Editor’s note

Journal of Business Strategy

ISSN: 0275-6668

Article publication date: 4 July 2008

377

Citation

(2008), "Editor’s note", Journal of Business Strategy, Vol. 29 No. 4. https://doi.org/10.1108/jbs.2008.28829daa.001

Publisher

:

Emerald Group Publishing Limited

Copyright © 2008, Emerald Group Publishing Limited


Editor’s note

Article Type: Editor’s note From: Journal of Business Strategy, Volume 29, Issue 4

Two papers in this issue of JBS, coincidentally, mention the rise of Web 2.0 as a factor in today’s corporate environment. In case you are not familiar with Web 2.0 (and I was not), we cannot give you a concise definition. Not even the term’s inventor, Tim O’Reilly, can, but it is surely worth understanding since it is a real phenomenon. According to Wikipedia, itself a controversial construct, Web 2.0 “is a trend in the use of World Wide Web technology and web design that aims to facilitate creativity, information-sharing and, most notably, collaboration among users”. Further, although the term suggests a new version of the World Wide Web, it does not refer to an update to any technical specifications, but to changes in the ways software developers and end-users use webs.

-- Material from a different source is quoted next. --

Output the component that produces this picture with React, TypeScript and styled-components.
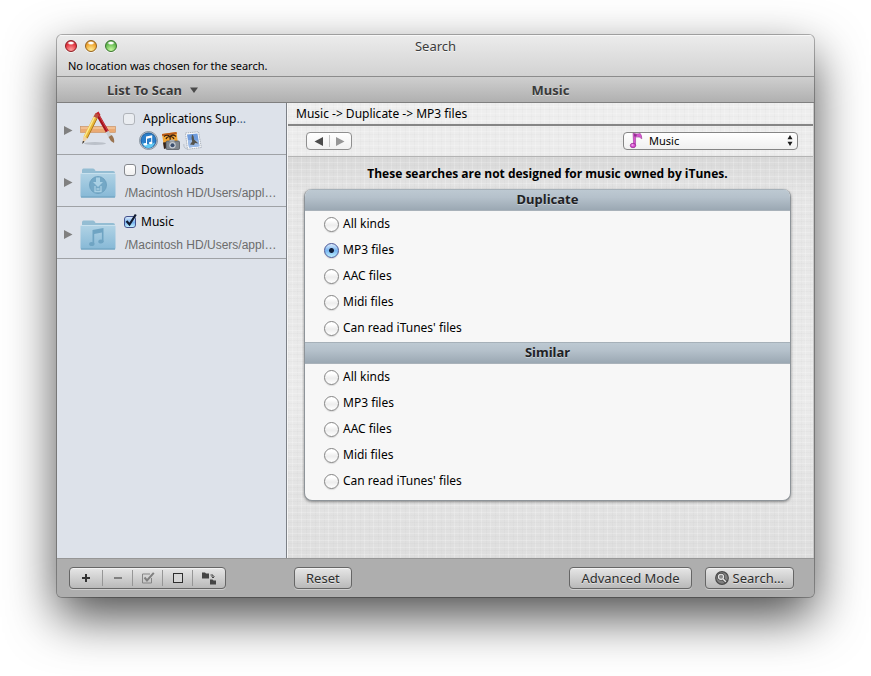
import React, { useState } from "react";
import styled, { createGlobalStyle, css } from "styled-components";

const GlobalStyle = createGlobalStyle`
  * { box-sizing: border-box; }
  body { margin: 0; background: #fff; }
  button, input, select { font: inherit; color: inherit; margin: 0; }
`;

const uiFont = `"Noto Sans", "Open Sans", sans-serif`;

const linen = `
  repeating-linear-gradient(0deg, rgba(0,0,0,.014) 0 1px, transparent 1px 3px, rgba(255,255,255,.2) 3px 4px, transparent 4px 7px),
  repeating-linear-gradient(90deg, rgba(0,0,0,.014) 0 1px, transparent 1px 4px, rgba(255,255,255,.2) 4px 5px, transparent 5px 9px)`;

const Page = styled.div`
  min-height: 100vh;
  display: flex;
  padding: 35px 57px 79px;
  overflow: hidden;
  font: 12px/16px ${uiFont};
  color: #000;
`;

const Window = styled.main`
  flex: 1;
  min-width: 0;
  display: flex;
  flex-direction: column;
  overflow: hidden;
  border-radius: 5px;
  background: #aeaeae;
  box-shadow: 0 0 0 1px rgba(0, 0, 0, 0.28), 0 20px 50px rgba(0, 0, 0, 0.7);
`;

const TitleBar = styled.header`
  height: 42px;
  padding: 2px 8px 0;
  background: linear-gradient(#ececec, #d2d2d2);
  border-bottom: 1px solid #8c8c8c;
  box-shadow: inset 0 1px #f8f8f8;
`;

const TitleRow = styled.div`
  display: grid;
  grid-template-columns: 1fr auto 1fr;
  align-items: center;
  height: 18px;
`;

const Lights = styled.div`
  display: flex;
  gap: 8px;
`;

const Light = styled.button<{ $edge: string; $fill: string; $glow: string }>`
  width: 12px;
  height: 12px;
  padding: 0;
  border: 1px solid ${(p) => p.$edge};
  border-radius: 50%;
  background: radial-gradient(ellipse 4px 2px at 50% 20%, #fff 40%, transparent 100%),
    radial-gradient(circle at 50% 90%, ${(p) => p.$glow} 0, ${(p) => p.$fill} 65%, ${(p) => p.$edge} 110%);
  box-shadow: 0 1px rgba(255, 255, 255, 0.6);
`;

const Title = styled.h1`
  margin: 0;
  font: 13px/18px ${uiFont};
  color: #3c3c3c;
  text-shadow: 0 1px rgba(255, 255, 255, 0.7);
`;

const Status = styled.p`
  margin: 3px 3px 0;
  font-size: 11px;
`;

const Strip = styled.div`
  display: flex;
  align-items: center;
  height: 26px;
  background: linear-gradient(#cfcfcf, #b0b0b0);
  border-bottom: 1px solid #7f7f7f;
  font: bold 13px/18px ${uiFont};
  color: #3a3a3a;
  text-shadow: 0 1px rgba(255, 255, 255, 0.5);
`;

const ListMenu = styled.button`
  display: flex;
  align-items: center;
  gap: 8px;
  width: 230px;
  padding: 0 0 0 50px;
  border: 0;
  background: none;
  text-shadow: inherit;
`;

const StripTitle = styled.h2`
  flex: 1;
  margin: 0;
  font: inherit;
  text-align: center;
`;

const Body = styled.div`
  flex: 1;
  display: flex;
`;

const Sidebar = styled.ul`
  flex: 0 0 230px;
  width: 230px;
  margin: 0;
  padding: 0;
  list-style: none;
  background: #dde2ea;
  border-right: 1px solid #7c8086;
`;

const Place = styled.li`
  display: flex;
  height: 52px;
  padding: 0 7px;
  border-bottom: 1px solid #9fa2a6;
`;

const Disclosure = styled.button`
  width: 16px;
  padding: 4px 0 0;
  border: 0;
  background: none;
  display: flex;
  align-items: center;
`;

const PlaceIcon = styled.div`
  width: 36px;
  margin-right: 7px;
  padding-top: 7px;
`;

const PlaceText = styled.div<{ $apps?: boolean }>`
  flex: 1;
  min-width: 0;
  padding: ${(p) => (p.$apps ? "7px 0 0" : "6px 0 0 1px")};
  display: flex;
  flex-direction: column;
  gap: ${(p) => (p.$apps ? 4 : 7)}px;
`;

const PlaceLabel = styled.label<{ $apps?: boolean }>`
  display: flex;
  align-items: center;
  gap: ${(p) => (p.$apps ? 8 : 5)}px;
  height: 17px;
`;

const Path = styled.span`
  padding-left: 1px;
  font: 12px/16px "Liberation Sans", Arial, sans-serif;
  color: #6c6c6c;
  white-space: nowrap;
`;

const Cut = styled.span`
  color: #3d6288;
`;

const MiniIcons = styled.div`
  display: flex;
  gap: 3px;
  padding-left: 16px;
`;

const TickBox = styled.span`
  display: grid;
  flex: none;
  width: 12px;
  height: 12px;

  > * { grid-area: 1 / 1; }
  > svg { pointer-events: none; overflow: visible; }
`;

const Tick = styled.input`
  appearance: none;
  width: 12px;
  height: 12px;
  border: 1px solid #86898e;
  border-radius: 3px;
  background: linear-gradient(#fff, #f0f0f0);

  &:checked {
    border-color: #42508c;
    background: linear-gradient(#d5e7fb, #77b3ee 55%, #c2f1ff);
  }
  &:disabled {
    border-color: #b0b4ba;
    background: #eaedf1;
  }
`;

const Detail = styled.section`
  flex: 1;
  min-width: 0;
  display: flex;
  flex-direction: column;
  border-left: 1px solid #f6f6f6;
  border-right: 1px solid #c8c8c8;
`;

const Crumbs = styled.nav`
  height: 23px;
  padding: 3px 8px 0;
  background: ${linen}, #eeeeee;
  border-bottom: 2px solid #858585;
`;

const Toolbar = styled.div`
  display: flex;
  align-items: center;
  justify-content: space-between;
  height: 31px;
  padding: 0 15px 0 18px;
  background: ${linen}, #ececec;
  border-bottom: 1px solid #b4b4b4;
`;

const NavPair = styled.div`
  display: flex;
  height: 18px;
  border: 1px solid #8f8f8f;
  border-radius: 4px;
  background: linear-gradient(#fff, #f1f1f1);
`;

const NavButton = styled.button`
  display: flex;
  align-items: center;
  justify-content: center;
  width: 22px;
  padding: 0;
  border: 0;
  background: none;
`;

const NavRule = styled.span`
  width: 1px;
  margin: 2px -1px 2px 0;
  background: #c4c4c4;
`;

const Picker = styled.div`
  position: relative;
  flex: 0 0 175px;
  height: 18px;
`;

const Select = styled.select`
  appearance: none;
  width: 100%;
  height: 18px;
  padding: 0 24px 0 25px;
  border: 1px solid #858585;
  border-radius: 4px;
  background: linear-gradient(#fff, #f0f0f0);
  font-size: 11px;
  line-height: 16px;
`;

const PickerIcon = styled.span<{ $side: "left" | "right" }>`
  position: absolute;
  top: 0;
  ${(p) => (p.$side === "left" ? css`left: 6px;` : css`right: 4px;`)}
  display: flex;
  pointer-events: none;
`;

const Content = styled.div`
  flex: 1;
  padding: 9px 22px 24px 16px;
  background: ${linen}, linear-gradient(#d9d9d9, #e6e6e6 40px, #ebebeb 60%, #dedede);
`;

const Note = styled.p`
  margin: 0 0 7px;
  font: bold 12px/16px "Open Sans", sans-serif;
  text-align: center;
`;

const Panel = styled.div`
  padding-bottom: 5px;
  border: 1px solid #8e9499;
  border-top: 0;
  border-radius: 8px;
  overflow: hidden;
  background: #f7f7f7;
  box-shadow: 0 1px 3px rgba(0, 0, 0, 0.4);
`;

const Group = styled.fieldset`
  margin: 0;
  padding: 0 0 1px;
  border: 0;
`;

const GroupTitle = styled.legend`
  width: 100%;
  height: 22px;
  padding: 0;
  background: linear-gradient(#8f989f, #bdc9d2 1px, #b5c1cb 40%, #9ba8b3);
  border-bottom: 1px solid #a9b2ba;
  font: bold 13px/21px ${uiFont};
  color: #1f2225;
  text-align: center;
  text-shadow: 0 1px rgba(255, 255, 255, 0.4);
`;

const Option = styled.label`
  display: flex;
  align-items: center;
  gap: 4px;
  height: 26px;
  padding-left: 19px;
`;

const Radio = styled.input`
  appearance: none;
  width: 15px;
  height: 15px;
  border: 1px solid #858585;
  border-radius: 50%;
  background: linear-gradient(#fff 20%, #ededed 55%, #fff);
  box-shadow: 0 1px 1px rgba(0, 0, 0, 0.12);

  &:checked {
    border-color: #4a5696;
    background: radial-gradient(circle, #10203c 2px, transparent 3px),
      linear-gradient(#dcebfc, #79b5f0 50%, #bdf0ff);
  }
`;

const Footer = styled.footer`
  display: flex;
  height: 39px;
  padding-top: 8px;
  background: #aeaeae;
  border-top: 1px solid #969696;
`;

const FooterLeft = styled.div`
  flex: 0 0 237px;
  padding-left: 12px;
`;

const FooterRight = styled.div`
  flex: 1;
  display: flex;
  gap: 13px;
  padding-right: 20px;
`;

const buttonFace = css`
  height: 22px;
  border: 1px solid #666;
  border-radius: 4px;
  background: linear-gradient(#e6e6e6, #b9b9b9);
  box-shadow: inset 0 1px rgba(255, 255, 255, 0.5), 0 1px rgba(255, 255, 255, 0.4);
`;

const Segments = styled.div`
  ${buttonFace}
  display: inline-flex;
`;

const Segment = styled.button`
  display: flex;
  align-items: center;
  justify-content: center;
  width: 30px;
  margin: 2px 0;
  padding: 0;
  border: 0;
  border-right: 1px solid #969696;
  background: none;

  &:first-child { width: 33px; }
  &:last-child { width: 32px; border-right: 0; }
`;

const PushButton = styled.button<{ $icon?: boolean }>`
  ${buttonFace}
  display: flex;
  align-items: center;
  gap: 4px;
  padding: 0 ${(p) => (p.$icon ? 9 : 11)}px;
  font-size: 13px;
  line-height: 18px;
  color: #2e2e2e;
  white-space: nowrap;
  text-shadow: 0 1px rgba(255, 255, 255, 0.5);
`;

const Spacer = styled.div`
  flex: 1;
`;

const AppsIcon = () => (
  <svg width="36" height="38" viewBox="0 0 36 38" aria-hidden="true">
    <ellipse cx="15" cy="33.500" rx="11" ry="1.500" fill="#9aa0a8" opacity=".5" />
    <rect x="0.5" y="16.500" width="35" height="6" fill="#eaaa74" stroke="#c9905f" strokeWidth=".6" />
    <path d="M1 18h34" stroke="#f8d3ad" />
    <path d="M17.500 4.500 L27.500 22" stroke="#a3131c" strokeWidth="3.400" />
    <path d="M18.300 4 L28 21.500" stroke="#dc4a52" strokeWidth=".8" />
    <path d="M15.800 3.200 L18.500 1.500 L20.500 5 L17 7Z" fill="#c51f28" />
    <path d="M27.200 21.500 L30 26.500" stroke="#c9cdd0" strokeWidth="3.400" />
    <path d="M28.500 27 L31.800 25 Q35 29 34 33 Q30 31 28.500 27Z" fill="#9a7450" />
    <path d="M15.500 7.500 L5.500 27.500" stroke="#e9b93a" strokeWidth="4.400" />
    <path d="M14.500 7 L4.500 27" stroke="#fbe88e" strokeWidth="1.500" />
    <path d="M17.100 8.300 L7.200 28.300" stroke="#a06a1a" strokeWidth=".8" />
    <path d="M13.500 6.500 L15.500 3 L19 4.800 L17.600 8.500Z" fill="#b8503f" />
    <path d="M3.300 26.500 L7.600 28.600 L2.500 33.500Z" fill="#efd0a4" />
    <path d="M2.900 30.800 L4.500 31.800 L2.200 34Z" fill="#2b2b2b" />
  </svg>
);

const FolderIcon = ({ kind }: { kind: "down" | "music" }) => (
  <svg width="36" height="38" viewBox="0 0 36 38" aria-hidden="true">
    <defs>
      <linearGradient id={`folder-${kind}`} x1="0" y1="0" x2="0" y2="1">
        <stop offset="0" stopColor="#b1d3e5" />
        <stop offset="1" stopColor="#86b8d6" />
      </linearGradient>
    </defs>
    <path d="M2 11V8.500Q2 6.500 3.500 6.500H13Q14.500 6.500 15 8L15.500 9H33Q35 9 35 11V14H2Z" fill="#94bdd3" />
    <rect x="0.500" y="11" width="35" height="24.500" rx="1.500" fill={`url(#folder-${kind})`} />
    <path d="M1 11.500H35" stroke="#c8e1ee" />
    <path d="M1 35H35" stroke="#6a9ebc" />
    {kind === "down" ? (
      <g transform="translate(0 1.500)">
        <circle cx="18" cy="21.500" r="8.500" fill="#74a8c6" stroke="#679cbb" strokeWidth=".8" />
        <path d="M16 14H20V18.500H23L18 23.500L13 18.500H16Z" fill="#a9d0e4" />
        <path d="M15 22.500V28H21V22.500M16.500 25.500H19.500" fill="none" stroke="#a9d0e4" strokeWidth="1.300" />
      </g>
    ) : (
      <g fill="#6fa4c3" transform="translate(0 1.500)">
        <path d="M12.500 14.500L23.500 12.500V26H21.900V17L14.200 18.400V28.500H12.500Z" />
        <ellipse cx="11.800" cy="28.500" rx="2.700" ry="2.100" />
        <ellipse cx="21" cy="26" rx="2.700" ry="2.100" />
      </g>
    )}
  </svg>
);

const ITunesIcon = () => (
  <svg width="19" height="19" viewBox="0 0 19 19" aria-hidden="true">
    <circle cx="9.500" cy="9.500" r="9" fill="#dfe5ea" stroke="#6f7d8c" strokeWidth=".8" />
    <circle cx="9.500" cy="9.500" r="7.700" fill="#2a7fca" stroke="#14437a" strokeWidth=".7" />
    <path d="M3 11.500Q9.500 15 16 11.500Q14 17 9.500 17Q5 17 3 11.500Z" fill="#5fc8f2" />
    <path d="M7 5.500L13.200 4.200V12H12.200V6.800L8 7.700V13.200H7Z" fill="#fff" />
    <ellipse cx="6.400" cy="13.200" rx="1.700" ry="1.300" fill="#fff" />
    <ellipse cx="11.700" cy="12" rx="1.700" ry="1.300" fill="#fff" />
  </svg>
);

const PhotoIcon = () => (
  <svg width="19" height="19" viewBox="0 0 19 19" aria-hidden="true">
    <path d="M1 3L15.500 1L17 13L3 16Z" fill="#f3a633" />
    <path d="M1 3L15.500 1L15.800 3L1.300 5Z" fill="#b85a1b" />
    <path d="M9.500 13L9 5.500M9 5.500Q6 3 3 5.500M9 5.500Q12 2.500 15 5.500M9 5.500Q6 5.500 5 8M9 5.500Q12 5.500 13 8" fill="none" stroke="#3a2110" strokeWidth="1.200" />
    <path d="M2 11.500L16 10L17 13L3 18Z" fill="#33221a" />
    <rect x="5" y="10" width="13.500" height="8.500" rx="1.200" fill="#7f868d" stroke="#4b4f54" strokeWidth=".7" />
    <rect x="8.500" y="8.700" width="5" height="2" fill="#a9aeb4" />
    <circle cx="11.500" cy="14.300" r="3.200" fill="#c5cbd2" />
    <circle cx="11.500" cy="14.300" r="2" fill="#3c506f" />
  </svg>
);

const MailIcon = () => (
  <svg width="19" height="19" viewBox="0 0 19 19" aria-hidden="true">
    <path d="M2.500 2L15.500 0.800L18.300 16.500L4.500 18.300Z" fill="#fdfdfd" stroke="#9aa3ae" strokeWidth=".8" strokeDasharray="1.500 .7" />
    <path d="M4 3.500L14.500 2.500L16.500 15.200L6 16.600Z" fill="#6f9cdc" />
    <path d="M4.800 9L15.600 9.500L16.500 15.200L6 16.600Z" fill="#9bbbe8" />
    <path d="M9 3.500Q11 4.500 11 8.500L15.500 12.500L12 12L11 14L7 13.500L9.200 10.500Q8 6.500 9 3.500Z" fill="#55544c" />
    <path d="M0.800 13Q0.500 18 5 18" fill="none" stroke="#b0b9c3" strokeWidth=".8" />
  </svg>
);

const Check = () => (
  <svg width="12" height="12" viewBox="0 0 12 12" aria-hidden="true">
    <path d="M2.500 5L5.500 8.500L11.800 -1.500" fill="none" stroke="#101a30" strokeWidth="2.200" />
  </svg>
);

const Arrow = ({ dir, color }: { dir: "left" | "right"; color: string }) => (
  <svg width="9" height="9" viewBox="0 0 9 9" aria-hidden="true">
    <path d={dir === "left" ? "M9 0V9L0.500 4.500Z" : "M0 0V9L8.500 4.500Z"} fill={color} />
  </svg>
);

const NoteIcon = () => (
  <svg width="14" height="17" viewBox="0 0 14 17" aria-hidden="true">
    <path d="M4 1.200Q8 2.600 11.200 1.400Q12.800 3 12.800 6.800Q11 4.300 6.600 5L6.500 13.500H4.700Z" fill="#d654cf" stroke="#9a3698" strokeWidth=".6" />
    <path d="M5 1.800L8 2.700L7 4.600H5.200Z" fill="#5b1a60" opacity=".6" />
    <ellipse cx="4" cy="13.500" rx="2.700" ry="2.200" fill="#d94fd2" stroke="#8e2a8c" strokeWidth=".7" />
    <ellipse cx="3.500" cy="13" rx="1.200" ry=".8" fill="#f7b5f3" />
  </svg>
);

const Stepper = () => (
  <svg width="8" height="17" viewBox="0 0 8 17" aria-hidden="true">
    <path d="M4 3L6.500 7.200H1.500ZM4 14L6.500 9.800H1.500Z" fill="#1c1c1c" />
  </svg>
);

const SearchIcon = () => (
  <svg width="14" height="14" viewBox="0 0 14 14" aria-hidden="true">
    <circle cx="7" cy="7" r="6.300" fill="#808080" stroke="#4a4a4a" strokeWidth="1.200" />
    <circle cx="6" cy="5.800" r="2.600" fill="none" stroke="#444" strokeWidth="2.400" />
    <path d="M8 8L11 11" stroke="#444" strokeWidth="3" />
    <circle cx="6" cy="5.800" r="2.600" fill="#8a8a8a" stroke="#e6e6e6" strokeWidth="1.100" />
    <path d="M8 8L10.800 10.800" stroke="#e6e6e6" strokeWidth="1.500" />
  </svg>
);

const segmentIcons = [
  {
    label: "Add",
    icon: (
      <svg width="10" height="10" viewBox="0 0 10 10">
        <path d="M5 1V9M1 5H9" stroke="#333" strokeWidth="2" />
      </svg>
    ),
  },
  {
    label: "Remove",
    icon: (
      <svg width="10" height="10" viewBox="0 0 10 10">
        <path d="M1 5H9" stroke="#808080" strokeWidth="2" />
      </svg>
    ),
  },
  {
    label: "Select all",
    icon: (
      <svg width="14" height="12" viewBox="0 0 14 12">
        <path d="M10.500 6V11H1.500V2H9" fill="none" stroke="#858585" />
        <path d="M3.500 5.500L6 8.500L12.800 0.800" fill="none" stroke="#808080" strokeWidth="2" />
      </svg>
    ),
  },
  {
    label: "Select none",
    icon: (
      <svg width="12" height="12" viewBox="0 0 12 12">
        <rect x="1.500" y="1.500" width="9" height="9" fill="#d6d6d6" stroke="#2e2e2e" />
      </svg>
    ),
  },
  {
    label: "Move to folder",
    icon: (
      <svg width="16" height="14" viewBox="0 0 16 14">
        <path d="M1 1.500H4L5 2.500H8V7.500H1Z" fill="#454545" />
        <path d="M9 8.500H11.500L12.500 9.500H15V13.500H9Z" fill="#454545" />
        <path d="M9.500 4H12V7M10.500 5.500L12 7L13.500 5.500" fill="none" stroke="#454545" />
      </svg>
    ),
  },
];

const kinds = ["All kinds", "MP3 files", "AAC files", "Midi files", "Can read iTunes' files"];

const places = [
  { name: "Downloads", kind: "down" as const },
  { name: "Music", kind: "music" as const },
];

export default function App() {
  const [choice, setChoice] = useState("Duplicate/MP3 files");
  const [ticked, setTicked] = useState<Record<string, boolean>>({ Music: true });

  return (
    <Page>
      <GlobalStyle />
      <Window>
        <TitleBar>
          <TitleRow>
            <Lights>
              <Light aria-label="Close" $edge="#8e1a20" $fill="#e2303c" $glow="#ffa3a0" />
              <Light aria-label="Minimize" $edge="#96611a" $fill="#efa22c" $glow="#ffee98" />
              <Light aria-label="Zoom" $edge="#38752c" $fill="#62b84e" $glow="#c9fba2" />
            </Lights>
            <Title>Search</Title>
          </TitleRow>
          <Status>No location was chosen for the search.</Status>
        </TitleBar>
        <Strip>
          <ListMenu>
            List To Scan
            <svg width="8" height="6" viewBox="0 0 8 6" aria-hidden="true">
              <path d="M0 0.500H8L4 6Z" fill="#4a4a4a" />
            </svg>
          </ListMenu>
          <StripTitle>Music</StripTitle>
        </Strip>
        <Body>
          <Sidebar>
            <Place>
              <Disclosure aria-label="Expand Applications Support">
                <Arrow dir="right" color="#808080" />
              </Disclosure>
              <PlaceIcon>
                <AppsIcon />
              </PlaceIcon>
              <PlaceText $apps>
                <PlaceLabel $apps>
                  <TickBox>
                    <Tick type="checkbox" disabled />
                  </TickBox>
                  <span>
                    Applications Sup<Cut>…</Cut>
                  </span>
                </PlaceLabel>
                <MiniIcons>
                  <ITunesIcon />
                  <PhotoIcon />
                  <MailIcon />
                </MiniIcons>
              </PlaceText>
            </Place>
            {places.map((p) => (
              <Place key={p.name}>
                <Disclosure aria-label={`Expand ${p.name}`}>
                  <Arrow dir="right" color="#808080" />
                </Disclosure>
                <PlaceIcon>
                  <FolderIcon kind={p.kind} />
                </PlaceIcon>
                <PlaceText>
                  <PlaceLabel>
                    <TickBox>
                      <Tick
                        type="checkbox"
                        checked={!!ticked[p.name]}
                        onChange={(e) => setTicked({ ...ticked, [p.name]: e.target.checked })}
                      />
                      {ticked[p.name] && <Check />}
                    </TickBox>
                    {p.name}
                  </PlaceLabel>
                  <Path>/Macintosh HD/Users/appl…</Path>
                </PlaceText>
              </Place>
            ))}
          </Sidebar>
          <Detail>
            <Crumbs>Music -&gt; Duplicate -&gt; MP3 files</Crumbs>
            <Toolbar>
              <NavPair>
                <NavButton aria-label="Back">
                  <Arrow dir="left" color="#4c4c4c" />
                </NavButton>
                <NavRule />
                <NavButton aria-label="Forward">
                  <Arrow dir="right" color="#969696" />
                </NavButton>
              </NavPair>
              <Picker>
                <Select aria-label="Search category" defaultValue="Music">
                  <option>Music</option>
                </Select>
                <PickerIcon $side="left">
                  <NoteIcon />
                </PickerIcon>
                <PickerIcon $side="right">
                  <Stepper />
                </PickerIcon>
              </Picker>
            </Toolbar>
            <Content>
              <Note>These searches are not designed for music owned by iTunes.</Note>
              <Panel>
                {["Duplicate", "Similar"].map((group) => (
                  <Group key={group}>
                    <GroupTitle>{group}</GroupTitle>
                    {kinds.map((kind) => (
                      <Option key={kind}>
                        <Radio
                          type="radio"
                          name="search-kind"
                          checked={choice === `${group}/${kind}`}
                          onChange={() => setChoice(`${group}/${kind}`)}
                        />
                        {kind}
                      </Option>
                    ))}
                  </Group>
                ))}
              </Panel>
            </Content>
          </Detail>
        </Body>
        <Footer>
          <FooterLeft>
            <Segments>
              {segmentIcons.map((s) => (
                <Segment key={s.label} aria-label={s.label}>
                  {s.icon}
                </Segment>
              ))}
            </Segments>
          </FooterLeft>
          <FooterRight>
            <PushButton>Reset</PushButton>
            <Spacer />
            <PushButton>Advanced Mode</PushButton>
            <PushButton $icon>
              <SearchIcon />
              Search…
            </PushButton>
          </FooterRight>
        </Footer>
      </Window>
    </Page>
  );
}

Managers ignore or minimize the role that new technologies and networks such as MySpace, Facebook, blogs and wikis have on their businesses at great risk. Employees at every level and customers in every location are tuned in to these networks and sources of information (or misinformation). It all has to be acknowledged and managed.

IBM, as one might expect, is in the vanguard of adapting Web 2.0-centric communications strategy to engage employees and customers alike. For example, the company began hosting ValueJams online, during which employees and customers from all over the world could participate in an ongoing dialogue driven by innovative ideas and collaboration.

As Matt Gonring points out in his paper on “Customer Loyalty and Employee Engagement”, all of these “digital enablers” (that is, Web 2.0) allow users anywhere to generate content. They can say what they want, often with impunity. This is a dramatic shift in a certain kind of power that has senior management as unprepared as everyone else.

Andrew Zolli, in an exclusive interview with JBS, comments on the Web 2.0 phenomena as well. He points out that while people (mostly young people) today have extensive networks on sites such as Facebook and MySpace, those networks are composed of decidedly weak ties. In fact, just what it means to have thousands of acquaintances and social contacts through these networks remains unclear.

Zolli is one of three business leaders JBS publisher Kim Foster interviewed during a London conference last fall. She also interviewed renowned conductor Benjamin Zander on the intersection of music and corporate leadership and Nick Wheeler on entrepreneurship. We hope you find these interviews, a new feature for JBS, valuable and interesting.